Road in Quezon City, Philippines

Timog Avenue (formerly known as South Avenue) is a major road located in Quezon City within the Diliman area of northeastern Metro Manila, Philippines. It runs east–west through the southern edge of the barangay of South Triangle. The street is within Quezon City's entertainment area, known for its trendy restaurants, bars, and karaoke and comedy clubs. It is also home to the GMA Network Center studios on the avenue's junction with Epifanio de los Santos Avenue (EDSA). The entire avenue is designated National Route 172 (N172) of the Philippine highway network.

==Route description==
Timog Avenue is a four-lane road at the heart of Quezon City's entertainment district. It begins at its junction with EDSA south of East Avenue by South Triangle's border with the central Diliman village of Pinyahan. It heads west from this junction to cross GMA Network Drive and Sergeant Esguerra Avenue towards the 11th World Scout Jamboree Memorial Rotonda on the intersection with Tomas Morato Avenue. Located on or near this eastern section of Timog are the GMA studios, Kamuning MRT station, Go Hotels, and Imperial Palace Suites Hotel. After crossing the Boy Scout circle, the avenue is dominated by more commercial establishments, including The Shoppes at Victoria, which houses a Robinsons Supermarket, Luxent Hotel (positioned as an upscale Business and Family-friendly hotel), Torre Venezia and the Toyama Center. Located in this western section are many popular restaurants, comedy clubs, and cosmetic salons which cater to local actors working in nearby studios. The avenue terminates at the junction with Quezon Avenue south of West Avenue near West Triangle.

==History==
Timog Avenue was formerly known as South Avenue before it was renamed to its Tagalog translation.

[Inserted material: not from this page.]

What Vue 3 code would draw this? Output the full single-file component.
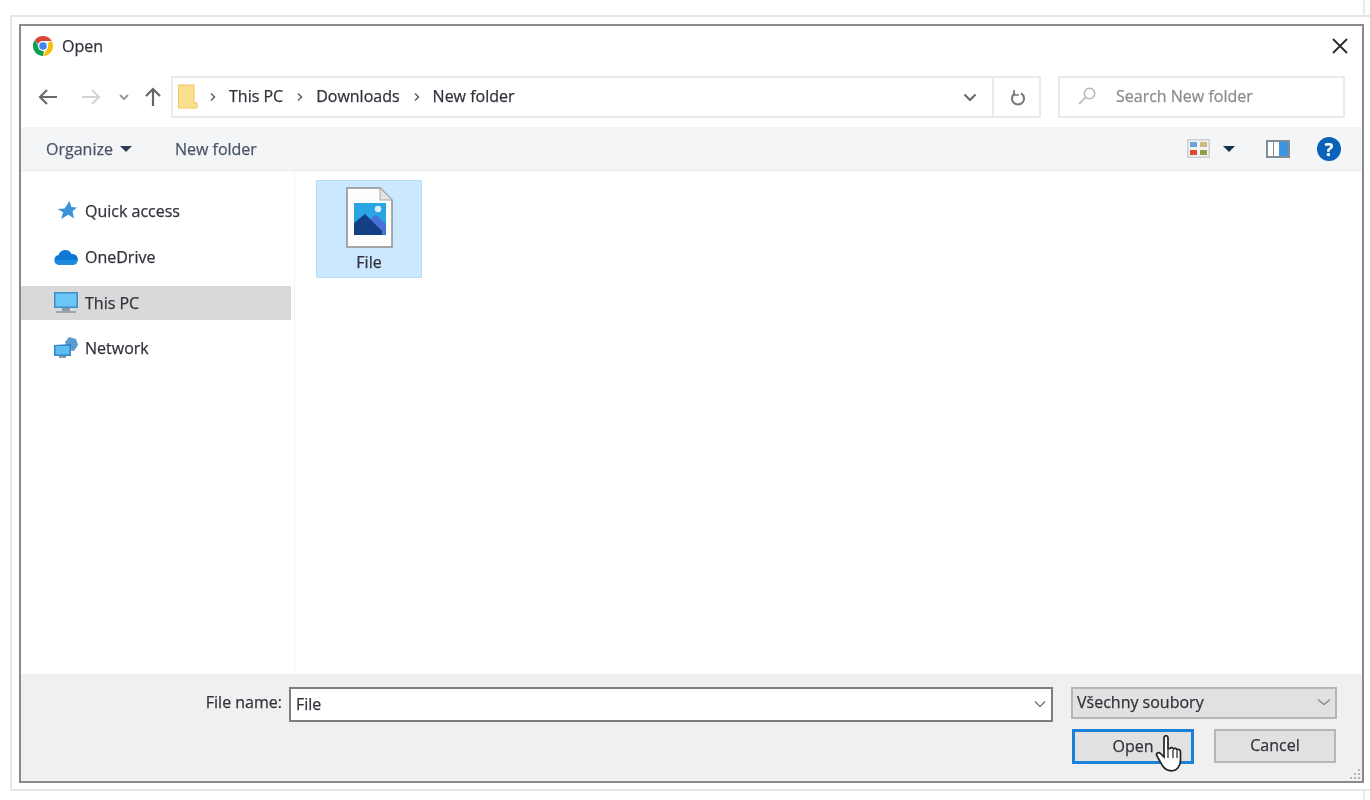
<script setup>
const crumbs = ['This PC', 'Downloads', 'New folder'];
const places = [
  { name: 'Quick access', icon: 'star' },
  { name: 'OneDrive', icon: 'cloud' },
  { name: 'This PC', icon: 'pc', active: true },
  { name: 'Network', icon: 'net' }
];
</script>

<template>
  <div class="page">
    <div class="tick"></div>
    <div class="frame">
      <div class="dialog">
        <div class="titlebar">
          <svg class="chrome" width="20" height="20" viewBox="0 0 20 20">
            <path fill="#db4437" d="M10 0a10 10 0 0 1 8.7 5H10a5 5 0 0 0-4.8 3.6L1.9 4.1A10 10 0 0 1 10 0z"/>
            <path fill="#f4c20d" d="M18.7 5A10 10 0 0 1 10 20l4.3-7.5A5 5 0 0 0 14.3 7.5L18.7 5z"/>
            <path fill="#0f9d58" d="M1.9 4.1l4.3 7.5A5 5 0 0 0 11 14.9L10 20A10 10 0 0 1 1.9 4.1z"/>
            <circle cx="10" cy="10" r="5" fill="#fff"/>
            <circle cx="10" cy="10" r="3.8" fill="#4285f4"/>
          </svg>
          <span class="title">Open</span>
          <svg class="close" width="16" height="16" viewBox="0 0 16 16"><path d="M1 1l14 14M15 1L1 15" stroke="#2b2b2b" stroke-width="1.8" fill="none"/></svg>
        </div>

        <div class="navrow">
          <div class="navbtns">
            <svg width="20" height="18" viewBox="0 0 20 18"><path d="M19 9H2M9 2L2 9l7 7" fill="none" stroke="#6b6b6b" stroke-width="2.2"/></svg>
            <svg class="fwd" width="20" height="18" viewBox="0 0 20 18"><path d="M1 9h17M11 2l7 7-7 7" fill="none" stroke="#d4d4d4" stroke-width="2"/></svg>
            <svg class="hist" width="12" height="8" viewBox="0 0 12 8"><path d="M2 2l4 4 4-4" fill="none" stroke="#9a9a9a" stroke-width="2"/></svg>
            <svg class="up" width="18" height="20" viewBox="0 0 18 20"><path d="M9 19V2M2 9l7-7 7 7" fill="none" stroke="#666" stroke-width="2.2"/></svg>
          </div>
          <div class="address">
            <svg class="folder" width="20" height="25" viewBox="0 0 20 25">
              <path fill="#fbdf8e" stroke="#efc75e" d="M.5 1H16v17l3 1v5H.5z"/>
            </svg>
            <template v-for="c in crumbs" :key="c">
              <svg class="sep" width="8" height="10" viewBox="0 0 8 10"><path d="M2 1.5L5.5 5 2 8.5" fill="none" stroke="#666" stroke-width="1.6"/></svg>
              <span class="crumb">{{ c }}</span>
            </template>
            <div class="addr-drop">
              <svg width="14" height="9" viewBox="0 0 14 9"><path d="M1.5 1.5L7 7l5.5-5.5" fill="none" stroke="#666" stroke-width="2"/></svg>
            </div>
            <div class="addr-refresh">
              <svg width="16" height="17" viewBox="0 0 16 17"><path d="M5 4.4a6 6 0 1 0 6 0" fill="none" stroke="#777" stroke-width="2"/><path d="M4 1v5h5" fill="none" stroke="#777" stroke-width="1.6"/></svg>
            </div>
          </div>
          <div class="search">
            <svg width="20" height="20" viewBox="0 0 20 20"><circle cx="12.5" cy="7.5" r="5.2" fill="none" stroke="#b8b8b8" stroke-width="1.5"/><path d="M8.5 11.5L2 18" stroke="#c9c0b8" stroke-width="2"/></svg>
            <span>Search New folder</span>
          </div>
        </div>

        <div class="toolbar">
          <span class="tool">Organize</span>
          <span class="caret"></span>
          <span class="tool newfolder">New folder</span>
          <div class="tool-right">
            <svg width="23" height="19" viewBox="0 0 23 19">
              <rect width="23" height="19" fill="#cfcfcf"/>
              <rect x="1.5" y="1.5" width="20" height="16" fill="#f2f2f2"/>
              <rect x="3" y="3" width="7" height="5" fill="#6aa5d8"/><rect x="13" y="3" width="7" height="5" fill="#c9bd84"/>
              <rect x="3" y="11" width="7" height="5" fill="#dc4a34"/><rect x="13" y="11" width="7" height="5" fill="#8ea04a"/>
            </svg>
            <span class="caret dark"></span>
            <svg class="pane" width="24" height="18" viewBox="0 0 24 18">
              <rect width="24" height="18" fill="#808c96"/>
              <rect x="2" y="2" width="5" height="14" fill="#fff"/><rect x="8" y="2" width="5" height="14" fill="#fff"/>
              <rect x="13" y="2" width="9" height="14" fill="#3d95e0"/>
            </svg>
            <div class="help">?</div>
          </div>
        </div>

        <div class="body">
          <div class="sidebar">
            <div v-for="p in places" :key="p.name" class="place" :class="{ active: p.active }">
              <div class="place-icon">
                <svg v-if="p.icon === 'star'" class="star" width="20" height="20" viewBox="0 0 20 20"><path fill="#3a94dc" d="M12.5 0l1.8 6 5.7.4-4.500 3.900 1.500 7.200-5.600-3.700L4 18l2.200-6.800L.5 8l7-.6z"/></svg>
                <svg v-else-if="p.icon === 'cloud'" width="24" height="16" viewBox="0 0 24 16"><path fill="#0f78d4" d="M5 16a5 5 0 0 1-.4-9.900A7 7 0 0 1 17.600 5 5.500 5.500 0 0 1 19 16z"/><path fill="#2a9be8" d="M0.5 11A5 5 0 0 0 5 16h14a5 5 0 0 0 4.700-5z" opacity=".55"/></svg>
                <svg v-else-if="p.icon === 'pc'" width="24" height="24" viewBox="0 0 24 24"><rect x="0" y="1" width="24" height="16" fill="#3a8fc4"/><rect x="1.5" y="2.500" width="21" height="13" fill="#6cc6f4"/><rect x="8" y="17" width="8" height="3" fill="#8a9aa6"/><rect x="2" y="20" width="20" height="2" fill="#9aa6b0"/></svg>
                <svg v-else width="24" height="24" viewBox="0 0 24 24"><path fill="#5a9ccf" d="M11 6l4-5 7 2 2 6-4 6-6-1z"/><path fill="#2f86c6" d="M0 9l17-1v12H0z"/><rect x="1.5" y="10" width="14" height="8.500" fill="#5dbcf0"/><rect x="5" y="20" width="7" height="2" fill="#8a9aa6"/></svg>
              </div>
              <span>{{ p.name }}</span>
            </div>
          </div>
          <div class="files">
            <div class="file">
              <svg width="47" height="61" viewBox="0 0 47 61">
                <path d="M1 1h33l12 12v47H1z" fill="#fdfdfd" stroke="#8f8f8f" stroke-width="1.5"/>
                <path d="M34 1v12h12z" fill="#e3e3e3" stroke="#a9a9a9"/>
                <rect x="8" y="16" width="32" height="32" fill="#29a4e4"/>
                <circle cx="32" cy="22" r="3.2" fill="#d8f0fb"/>
                <path d="M24 32l6-4 10 9v11H24z" fill="#4a72d6"/>
                <path d="M8 36l11-9 17 17v4H8z" fill="#143f85"/>
              </svg>
              <span>File</span>
            </div>
          </div>
        </div>

        <div class="footer">
          <div class="name-row">
            <label class="name-label">File name:</label>
            <div class="name-input">
              <span>File</span>
              <svg width="12" height="8" viewBox="0 0 12 8"><path d="M1 1.5l5 5 5-5" fill="none" stroke="#777" stroke-width="1.4"/></svg>
            </div>
            <div class="type-select">
              <span>Všechny soubory</span>
              <svg width="14" height="8" viewBox="0 0 14 8"><path d="M1 1.5l6 5 6-5" fill="none" stroke="#888" stroke-width="1.4"/></svg>
            </div>
          </div>
          <div class="actions">
            <div class="btn primary">
              <span>Open</span>
              <svg class="hand" width="28" height="38" viewBox="0 0 28 38">
                <path d="M9 3c0-3 4-3 4 0v11l2-.5c1-1.500 3-1 3.500.5 1-1 3-.8 3.500.8 1.500-.8 3.500 0 3.500 2v8c0 6-3 11-9 11-4.500 0-7-2-9-5L2 21c-1.500-2.500 1.500-4.500 3.500-2.500L9 22z" fill="#fff" stroke="#222" stroke-width="1.7"/>
                <path d="M13 15v8M18 15v8M22 16v7" stroke="#222" stroke-width="1.2" fill="none"/>
              </svg>
            </div>
            <div class="btn"><span>Cancel</span></div>
          </div>
          <svg class="grip" width="12" height="12" viewBox="0 0 12 12">
            <g fill="#b5b5b5"><rect x="9" y="1" width="2" height="2"/><rect x="5" y="5" width="2" height="2"/><rect x="9" y="5" width="2" height="2"/><rect x="1" y="9" width="2" height="2"/><rect x="5" y="9" width="2" height="2"/><rect x="9" y="9" width="2" height="2"/></g>
          </svg>
        </div>
      </div>
    </div>
    <div class="tick"></div>
  </div>
</template>

<style scoped>
.page {
  width: 1370px;
  height: 800px;
  overflow: hidden;
  display: flex;
  flex-direction: column;
  background: #fff;
  color: #32323c;
  font-family: "Open Sans", "Noto Sans", sans-serif;
  font-size: 16px;
  -webkit-text-stroke: 0.25px currentColor;
  filter: blur(0.6px);
}
.tick {
  width: 1365px;
  height: 15px;
  flex: none;
  border-right: 2px solid #e8eaee;
  box-sizing: border-box;
}
.tick:last-child {
  height: 9px;
}
.frame {
  margin-left: 10px;
  height: 776px;
  flex: none;
  box-sizing: border-box;
  border: 2px solid #e4e6ea;
  border-right: none;
  padding: 7px 0 0 7px;
}
.dialog {
  width: 1345px;
  height: 759px;
  box-sizing: border-box;
  border: 2px solid #8a8a8a;
  display: flex;
  flex-direction: column;
  background: #fff;
}
.titlebar {
  height: 44px;
  flex: none;
  display: flex;
  align-items: center;
  padding: 0 14px 5px 12px;
  box-sizing: border-box;
}
.chrome {
  margin-right: 9px;
}
.title {
  flex: 1;
}
.navrow {
  height: 57px;
  flex: none;
  display: flex;
  padding-top: 6px;
  box-sizing: border-box;
}
.navbtns {
  width: 150px;
  height: 42px;
  flex: none;
  display: flex;
  align-items: center;
  padding-left: 17px;
  box-sizing: border-box;
}
.fwd {
  margin-left: 23px;
}
.hist {
  margin-left: 17px;
}
.up {
  margin-left: 14px;
}
.address {
  width: 870px;
  height: 42px;
  flex: none;
  box-sizing: border-box;
  border: 2px solid #e8eaec;
  display: flex;
  align-items: center;
  padding-left: 5px;
  line-height: 36px;
}
.crumb {
  margin-right: 13px;
  padding-bottom: 2px;
}
.folder {
  margin-right: 11px;
  margin-bottom: 2px;
}
.sep {
  margin-right: 12px;
}
.addr-drop {
  margin-left: auto;
  width: 44px;
  height: 100%;
  display: flex;
  align-items: center;
  justify-content: center;
  border-right: 2px solid #e8eaec;
}
.addr-refresh {
  width: 45px;
  height: 100%;
  display: flex;
  align-items: center;
  justify-content: center;
  padding-left: 3px;
  box-sizing: border-box;
}
.search {
  margin-left: 17px;
  width: 287px;
  height: 42px;
  box-sizing: border-box;
  border: 2px solid #e8eaec;
  display: flex;
  align-items: center;
  padding: 0 0 2px 17px;
  color: #8b8b8f;
  gap: 19px;
}
.toolbar {
  height: 44px;
  flex: none;
  background: #f4f5f7;
  border-bottom: 1px solid #e8eaec;
  box-sizing: border-box;
  display: flex;
  align-items: center;
  padding: 0 21px 0 25px;
  color: #4a5568;
}
.caret {
  width: 0;
  height: 0;
  border-left: 6px solid transparent;
  border-right: 6px solid transparent;
  border-top: 6px solid #2c3e55;
  margin-left: 7px;
}
.newfolder {
  margin-left: 43px;
}
.tool-right {
  margin-left: auto;
  display: flex;
  align-items: center;
}
.caret.dark {
  margin-left: 13px;
  border-top-color: #17324f;
}
.pane {
  margin-left: 31px;
}
.help {
  margin-left: 27px;
  width: 24px;
  height: 24px;
  border-radius: 50%;
  background: #0a62b8;
  color: #fff;
  font-weight: 700;
  font-size: 18px;
  line-height: 24px;
  text-align: center;
}
.body {
  flex: 1;
  display: flex;
  min-height: 0;
}
.sidebar {
  width: 274px;
  flex: none;
  box-sizing: border-box;
  padding-top: 23px;
  border-right: 1px solid #f4f4f4;
  display: flex;
  flex-direction: column;
  gap: 12px;
}
.place {
  width: 270px;
  height: 34px;
  display: flex;
  align-items: center;
}
.place:last-child {
  margin-top: -1px;
}
.place.active {
  background: #d9d9d9;
}
.place-icon {
  width: 64px;
  padding-left: 33px;
  box-sizing: border-box;
  display: flex;
  flex: none;
  align-items: center;
  justify-content: flex-start;
}
.star {
  margin-left: 3px;
}
.files {
  flex: 1;
  padding: 9px 0 0 21px;
}
.file {
  width: 106px;
  height: 98px;
  box-sizing: border-box;
  background: #cce8ff;
  border: 1px solid #b5dcf8;
  display: flex;
  flex-direction: column;
  align-items: center;
  padding-top: 6px;
  gap: 3px;
}
.footer {
  height: 107px;
  flex: none;
  position: relative;
  background: #f0f0f0;
  box-sizing: border-box;
  padding: 13px 25px 0 0;
}
.name-row {
  display: flex;
  align-items: flex-start;
  justify-content: flex-end;
}
.name-label {
  line-height: 30px;
  margin-right: 7px;
}
.name-input {
  width: 764px;
  height: 35px;
  box-sizing: border-box;
  border: 2px solid #7d7d7d;
  background: #fff;
  display: flex;
  align-items: center;
  justify-content: space-between;
  padding: 0 5px 2px;
  margin-right: 18px;
}
.type-select {
  width: 266px;
  height: 32px;
  box-sizing: border-box;
  border: 2px solid #b6b6b6;
  background: #e1e1e1;
  display: flex;
  align-items: center;
  justify-content: space-between;
  padding: 0 4px 2px;
}
.actions {
  margin-top: 7px;
  display: flex;
  justify-content: flex-end;
  gap: 20px;
  padding-right: 1px;
}
.btn {
  width: 122px;
  height: 34px;
  box-sizing: border-box;
  border: 2px solid #b6b6b6;
  background: #e1e1e1;
  display: flex;
  align-items: center;
  justify-content: center;
  padding-bottom: 2px;
  position: relative;
}
.btn.primary {
  height: 35px;
  border: 3px solid #1a80d8;
}
.hand {
  position: absolute;
  left: 80px;
  top: 3px;
}
.grip {
  position: absolute;
  right: 1px;
  bottom: 1px;
}
</style>

<style>
html, body {
  background: #fff;
}
</style>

The avenue forms the southern boundary of the formerly proposed 400 ha Diliman Quadrangle within the former Diliman Estate, also known as Hacienda de Tuason, purchased by the Philippine Commonwealth government in 1939 as the new capital to replace Manila. It was originally planned as the new city's Central Park, housing the new national government buildings (the new presidential palace, Capitol Building, and Supreme Court complex) within the 25 ha elliptical site now known as the Quezon Memorial Circle, according to the Frost Plan. The quadrangle is surrounded by North (Hilaga) Avenue to the north, East (Silangan) Avenue to the east, Timog (South) Avenue to the south, and West (Kanluran) Avenue to the west. The Diliman Quadrangle had been largely undeveloped for decades due to lack of funding. After several revisions, the government planners moved the city center to Novaliches due to its higher elevation.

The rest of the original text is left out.